QUARANTE-TROISIÈME SERMON.

POUR LA PENTECÔTE.

(PREMIER SERMON.)



ANALYSE. — 1. Les joies de cette fête. — 2. La grâce du Saint-Esprit produit dans les disciples une sainte ivresse. — 3. Les Apôtres comparés aux trois enfants dans la fournaise.

1. Heureux jour, mes frères bien-aimés ; jour aimable et ravissant, dans lequel le Seigneur accomplit ses promesses à l’égard de ses disciples. Je vous en conjure, réunissez-vous dans une fervente prière, afin de m’obtenir la grâce de parler dignement de ces profonds mystères, et pardonnez-moi si je reste inférieur à la mission que j’entreprends.
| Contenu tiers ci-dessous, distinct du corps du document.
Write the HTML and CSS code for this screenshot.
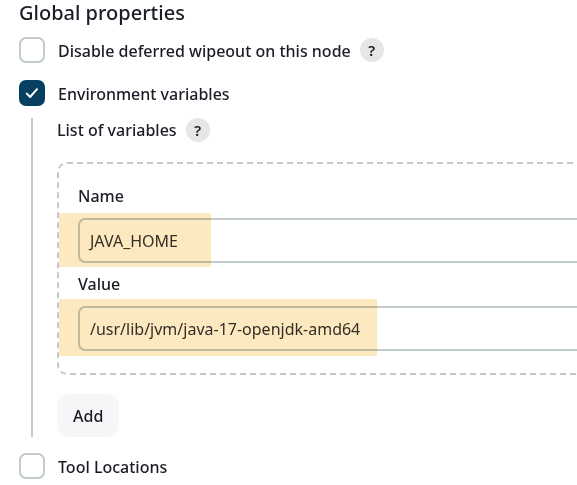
FILE: index.html
```html
<!DOCTYPE html>
<html lang="en">
<head>
<meta charset="utf-8">
<title>Global properties</title>
<link rel="stylesheet" href="styles.css">
</head>
<body>
<form class="properties">
  <h2 class="title">Global properties</h2>
  <div class="option">
    <input class="check" type="checkbox" id="wipeout">
    <label for="wipeout">Disable deferred wipeout on this node</label>
    <button class="help" type="button" aria-label="Help for wipeout">?</button>
  </div>
  <div class="option">
    <span class="checkbox">
      <input class="check" type="checkbox" id="environment" checked>
      <svg class="tick" viewBox="0 0 26 26" aria-hidden="true"><path d="M7.8 13.6 11.1 17 18 9.2"/></svg>
    </span>
    <label for="environment">Environment variables</label>
  </div>
  <section class="nested">
    <div class="list-heading">
      <span>List of variables</span>
      <button class="help" type="button" aria-label="Help for variables">?</button>
    </div>
    <div class="variable">
      <label for="name">Name</label>
      <div class="field">
        <input class="text" type="text" id="name" value="JAVA_HOME">
        <span class="mark mark-name"></span>
      </div>
      <label for="value">Value</label>
      <div class="field">
        <input class="text" type="text" id="value" value="/usr/lib/jvm/java-17-openjdk-amd64">
        <span class="mark mark-value"></span>
      </div>
    </div>
    <button class="add" type="button">Add</button>
  </section>
  <div class="option">
    <input class="check" type="checkbox" id="tools">
    <label for="tools">Tool Locations</label>
  </div>
</form>
</body>
</html>
```
FILE: styles.css
```css
* {
  box-sizing: border-box;
}

body {
  margin: 0;
  background: #fff;
  color: #1c1c27;
  font: 500 16px/24px "Noto Sans", "Open Sans", sans-serif;
  overflow: hidden;
}

input,
button {
  margin: 0;
  color: inherit;
  font: inherit;
}

.properties {
  padding-left: 19px;
}

.title {
  margin: 0 0 11px;
  font-size: 20px;
  font-weight: 500;
  line-height: 26px;
}

.option {
  display: flex;
  align-items: center;
  height: 26px;
  margin-bottom: 17px;
}

.option label {
  margin-left: 13px;
  padding-top: 2px;
}

.checkbox {
  position: relative;
  display: flex;
}

.check {
  appearance: none;
  width: 26px;
  height: 26px;
  border: 2px solid #c1cace;
  border-radius: 7px;
  background: #fff;
}

.check:checked {
  border-color: #073f61;
  background: #073f61;
}

.tick {
  position: absolute;
  inset: 0;
  fill: none;
  stroke: #fff;
  stroke-width: 2;
  stroke-linecap: round;
  stroke-linejoin: round;
  pointer-events: none;
}

.help {
  width: 24px;
  height: 24px;
  margin-left: 9px;
  padding: 0;
  border: 0;
  border-radius: 50%;
  background: #e6e6e6;
  font-size: 15px;
  font-weight: 600;
  line-height: 24px;
}

.nested {
  margin: -5px 0 16px 12px;
  padding-left: 24px;
  border-left: 2px solid #c1cace;
}

.list-heading {
  display: flex;
  margin-bottom: 20px;
}

.variable {
  margin: 0 -24px 19px 0;
  padding: 20px 0 13px 19px;
  border: 2px dashed #c1cace;
  border-radius: 10px;
}

.variable label {
  display: block;
  margin-bottom: 10px;
}

.field {
  position: relative;
  margin-bottom: 9px;
}

.text {
  display: block;
  width: 100%;
  height: 45px;
  padding: 0 8px;
  border: 2px solid #c1cace;
  border-right: 0;
  border-radius: 7px 0 0 7px;
  background: #fff;
  color: #333;
  font-weight: 400;
  text-indent: 2px;
}

.mark {
  position: absolute;
  left: -19px;
  background: #fde9c0;
  mix-blend-mode: multiply;
  pointer-events: none;
}

.mark-name {
  top: -5px;
  width: 152px;
  height: 54px;
}

.mark-value {
  top: -7px;
  width: 318px;
  height: 57px;
}

.add {
  display: block;
  height: 43px;
  padding: 0 16px;
  border: 0;
  border-radius: 12px;
  background: #f6f6f9;
}
```
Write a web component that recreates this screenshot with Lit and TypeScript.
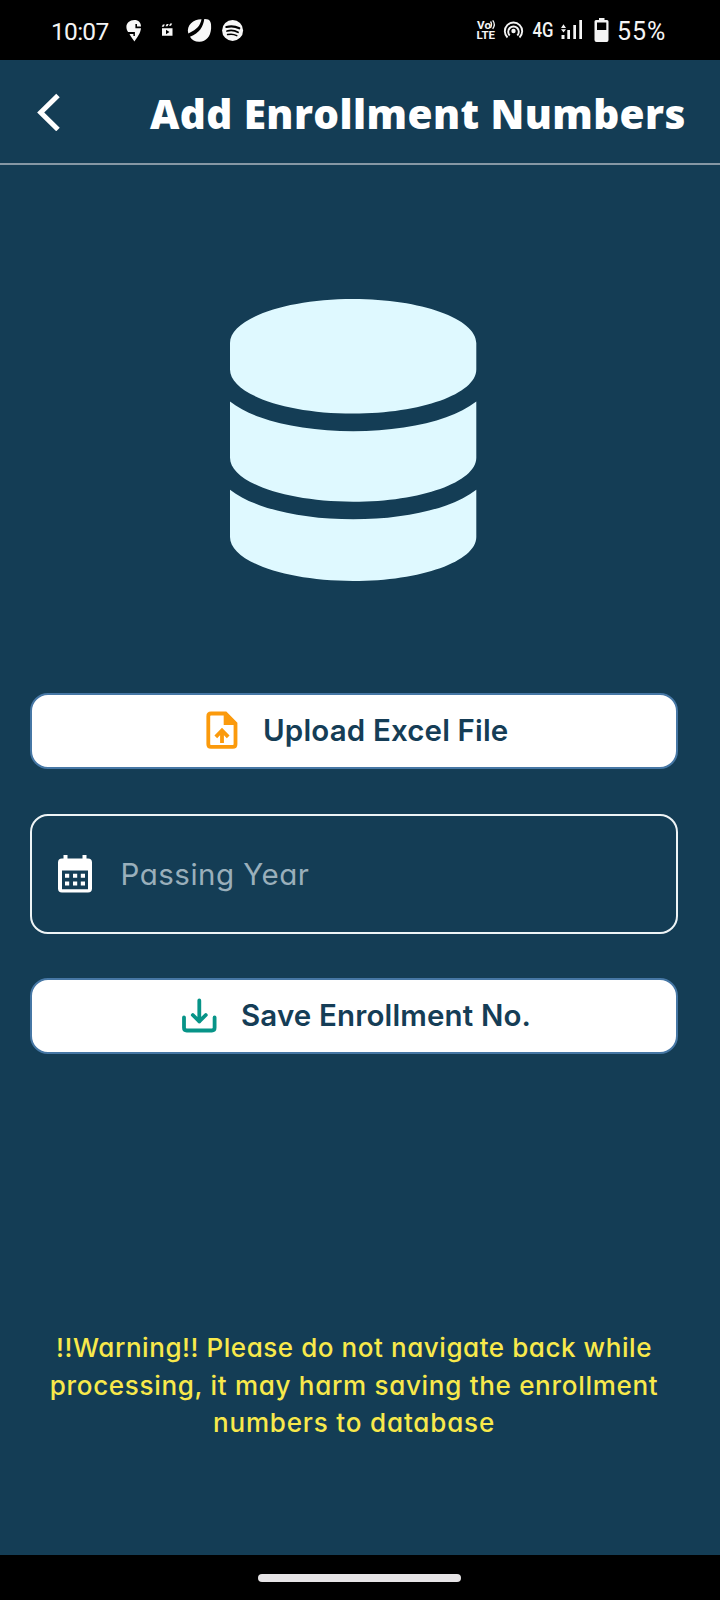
import { LitElement, html, css } from "lit";
import { customElement } from "lit/decorators.js";

@customElement("status-bar")
class StatusBar extends LitElement {
  static styles = css`
    :host { display: flex; align-items: center; height: 60px; background: #000; color: #f4f4f4; font-family: Roboto, sans-serif; white-space: nowrap; }
    svg { display: block; flex: none; }
    .time { width: 74px; margin-left: 51px; font-size: 24.5px; line-height: 30px; padding-top: 3px; letter-spacing: -0.7px; }
    .left { flex: none; }
    .right { margin-left: auto; margin-right: 7px; flex: none; }
    .pct { width: 104px; margin-right: -1px; font-size: 25px; line-height: 30px; padding-top: 4px; letter-spacing: 1px; }
    .tiny { font: 700 11px Roboto, sans-serif; fill: #f4f4f4; }
    .net { font: 500 19.5px Roboto, sans-serif; fill: #f4f4f4; }
  `;
  render() {
    return html`
      <span class="time">10:07</span>
      <svg class="left" width="125" height="60" viewBox="125 0 125 60" fill="#f8f8f8">
        <path d="M134.5 20c4 0 6.4 2.6 6.5 6.5h-4v-2.6h-1.6v4.3H141c-.5 5-4 9.500-6.600 13.200-2.100-2.900-4.100-5.900-4.900-7.500h3.900v2.100h1.500v-4h-6.800C124 26 127.800 20 134.500 20z" />
        <path d="M162 28.300h10.500v7.400H162zM161.700 26.800l1.200-2.200h2l-1.200 2.200zM165.500 26.300l1.200-2.200h2l-1.200 2.200zM169 25.800l1.200-2.200h2l-1.200 2.200z" />
        <path d="M166 29.800l3.500 2.200-3.500 2.200z" fill="#000" />
        <path d="M188.300 33.500C186 25 194 19 201.500 19.200c-1.300 6-3.600 9.600-13.200 14.300zM204.300 19.100c6-.2 7.200 3 6.800 9.500-.5 8-5 13-11.500 13.200-4.500.1-7.600-1.300-9.600-5C199.500 33 203.200 27 204.300 19.100z" />
        <circle cx="232.600" cy="30.400" r="10.500" />
        <g fill="none" stroke="#000" stroke-linecap="round"><path d="M226.300 27q7-1.800 13 1.300" stroke-width="2.100" /><path d="M227 31q6-1.500 11 1.200" stroke-width="1.800" /><path d="M227.600 34.600q5-1.200 9.200 1" stroke-width="1.500" /></g>
      </svg>
      <svg class="right" width="140" height="60" viewBox="470 0 140 60" fill="#f4f4f4">
        <text class="tiny" x="477" y="28.500" textLength="14" lengthAdjust="spacingAndGlyphs">Vo</text>
        <text class="tiny" x="476.500" y="39" textLength="18.500" lengthAdjust="spacingAndGlyphs">LTE</text>
        <g fill="none" stroke="#f4f4f4" stroke-width="1.300"><path d="M490.500 21.500q2 2.700 0 6.500M492.700 20.300q3.200 4 0 8.500" /></g>
        <circle cx="513.500" cy="31" r="2.200" />
        <g fill="none" stroke="#f4f4f4" stroke-width="1.900"><path d="M509.700 35.500a5.300 5.300 0 1 1 7.600 0" /><path d="M507.500 37.500a8.700 8.700 0 1 1 12 0" /></g>
        <text class="net" x="532.500" y="36.500" textLength="21" lengthAdjust="spacingAndGlyphs">4G</text>
        <path d="M561 28l2.500-3.800L566 28zM561 29.200h5l-2.500 3.300zM561.500 35h3v4h-3zM567.300 30h2.700v9h-2.700zM573.300 25h2.700v14h-2.700zM579.300 20h2.700v19h-2.700z" />
        <path fill-rule="evenodd" d="M599 18h5.500v2h2.500q1.500 0 1.500 1.500v18.500q0 2-1.800 2h-10.200q-2 0-2-2v-18.500q0-1.500 1.500-1.500h3zM597 22.500v7.500h9.300v-7.500z" />
      </svg>
      <span class="pct">55%</span>
    `;
  }
}

@customElement("app-root")
class AppRoot extends LitElement {
  static styles = css`
    :host { display: flex; flex-direction: column; width: 720px; height: 1600px; background: #143d55; overflow: hidden; }
    * { box-sizing: border-box; }
    svg { display: block; flex: none; }
    .bar { display: flex; align-items: center; height: 105px; border-bottom: 2px solid #8698a5; flex: none; }
    .back { margin-left: 36px; margin-top: 1px; }
    .title { margin: 0 0 0 89px; padding-top: 5px; font: 800 40.500px/56px "Open Sans", sans-serif; letter-spacing: 0.42px; color: #fff; white-space: nowrap; }
    main { flex: 1; display: flex; flex-direction: column; padding: 0 42px 0 30px; }
    .db { margin: 134px 0 0 200.400px; }
    .btn { display: flex; align-items: center; height: 76px; border: 2px solid #4677a5; border-radius: 18px; background: #fff; color: #153d56; padding: 0 0 2px; font: 600 29.500px/36px Inter, sans-serif; letter-spacing: 0.15px; white-space: nowrap; flex: none; text-align: left; }
    .upload { margin-top: 112px; padding-left: 174px; gap: 25px; }
    .save { margin-top: 44px; padding-left: 150px; gap: 24px; }
    .field { display: flex; align-items: center; gap: 28.500px; height: 120px; margin-top: 45px; padding-left: 26px; border: 2px solid #eef4f6; border-radius: 18px; font: 430 29.500px/36px Inter, sans-serif; letter-spacing: 0.5px; font-feature-settings: "cv11"; color: #9aafbb; flex: none; }
    .warn { margin: 275px 0 0; text-align: center; font: 450 26px/37.500px Inter, sans-serif; font-feature-settings: "cv11"; color: #f8e94b; white-space: nowrap; }
    .line { display: block; letter-spacing: 0.56px; }
    .middle { letter-spacing: 0.7px; }
    .last { letter-spacing: 0.84px; }
    .nav { height: 45px; background: #000; display: flex; justify-content: center; align-items: center; padding: 0 2px 0 0; flex: none; }
    .pill { width: 203px; height: 8px; border-radius: 4px; background: #e6e4e6; }
  `;
  render() {
    return html`
      <status-bar></status-bar>
      <header class="bar">
        <svg class="back" width="25" height="38" viewBox="36 93 25 38"><path d="M58 95.500L40.700 112.500L58 129.500" fill="none" stroke="#fff" stroke-width="5" /></svg>
        <h1 class="title">Add Enrollment Numbers</h1>
      </header>
      <main>
        <svg class="db" width="246.300" height="282" viewBox="0 0 448 512" preserveAspectRatio="none" fill="#dff9ff">
          <path d="M448 80v48c0 44.200-100.300 80-224 80S0 172.200 0 128V80C0 35.800 100.300 0 224 0S448 35.800 448 80zM393.200 214.700c20.800-7.400 39.900-16.900 54.800-28.600V288c0 44.200-100.300 80-224 80S0 332.200 0 288V186.100c14.900 11.800 34 21.200 54.800 28.600C99.700 230.700 159.500 240 224 240s124.300-9.300 169.200-25.300zM0 346.100c14.900 11.800 34 21.200 54.800 28.600C99.700 390.700 159.500 400 224 400s124.300-9.300 169.200-25.300c20.800-7.400 39.900-16.900 54.800-28.600V432c0 44.200-100.300 80-224 80S0 476.200 0 432V346.100z" />
        </svg>
        <button class="btn upload">
          <svg width="32" height="38" viewBox="206 711 32 38">
            <path d="M225.500 713.500H211q-2.700 0-2.700 2.700v28q0 2.700 2.700 2.700h21.800q2.700 0 2.700-2.700v-20.700z" fill="none" stroke="#fb9a0c" stroke-width="3.800" />
            <path d="M223.700 712.500h2.500l10.500 10.500v2h-13z" fill="#fb9a0c" />
            <path d="M222 743v-11M215.800 736.800l6.200-6.300 6.200 6.300" fill="none" stroke="#fb9a0c" stroke-width="3.800" />
          </svg>
          <span>Upload Excel File</span>
        </button>
        <div class="field">
          <svg width="34" height="38" viewBox="58 854.500 34 38" fill="#fff">
            <path fill-rule="evenodd" d="M63.500 854.500h4v3.500h15v-3.500h4v3.500h1.500q4 0 4 4v26q0 4-4 4h-26q-4 0-4-4v-26q0-4 4-4h1.500zM62 870v18.700h26v-18.700z" />
            <path d="M65 873.300h4.200v4h-4.200zM73 873.300h4.200v4h-4.200zM80.800 873.300h4.200v4h-4.200zM65 881h4.200v4h-4.200zM73 881h4.200v4h-4.200zM80.800 881h4.200v4h-4.200z" />
          </svg>
          <span>Passing Year</span>
        </div>
        <button class="btn save">
          <svg width="35" height="35" viewBox="182 998 35 35" fill="none" stroke="#079488" stroke-width="3.800" stroke-linecap="round" stroke-linejoin="round">
            <path d="M184 1017.500v10.300q0 2.700 2.700 2.700h25.200q2.700 0 2.700-2.700v-10.300M199.300 1000.500v21M192.800 1015l6.500 6.500 6.500-6.500" />
          </svg>
          <span>Save Enrollment No.</span>
        </button>
        <p class="warn">
          <span class="line">!!Warning!! Please do not navigate back while</span>
          <span class="line middle">processing, it may harm saving the enrollment</span>
          <span class="line last">numbers to database</span>
        </p>
      </main>
      <footer class="nav"><div class="pill"></div></footer>
    `;
  }
}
2. La solennité de Pâques est arrivée à son terme sans rien perdre de son éclat, et nous a préparés aux splendeurs de ce jour. Pâques a été le commencement de la grâce, la Pentecôte en est le couronnement. Or, les Apôtres étaient réunis dans le cénacle, attendant la venue du Saint-Esprit, et voici que soudain il se fait un grand bruit dans le ciel, et bientôt les disciples se voient calomniés par les Juifs. En effet, comme ces disciples se répandaient en abondantes paroles, on les crut pris de vin, quoique l’heure même où ils parlaient prouvât qu’ils étaient à jeun. Du reste, ce n’est pas sans un secret dessein de la Providence que cette accusation leur fut lancée ; car Jésus-Christ s’est dit lui-même la vigne véritable « Je suis la vigne », dit-il, « et mon Père est le vigneron[3] ». O vin sobre d’ivresse et produisant l’enivrement de la foi ! O vin cueilli sur une vigne auguste et tiré d’une grappe divine ! Magnifique comparaison comme la grappe est portée par le cep, Jésus-Christ était porté par la croix. Or, les disciples étaient remplis du Saint-Esprit, car le Saint-Esprit, qui avait couvert de son ombre la Vierge Marie, sans porter atteinte à sa pureté, venait de descendre sur les Apôtres en forme de langues de feu, sans brûler leurs cheveux.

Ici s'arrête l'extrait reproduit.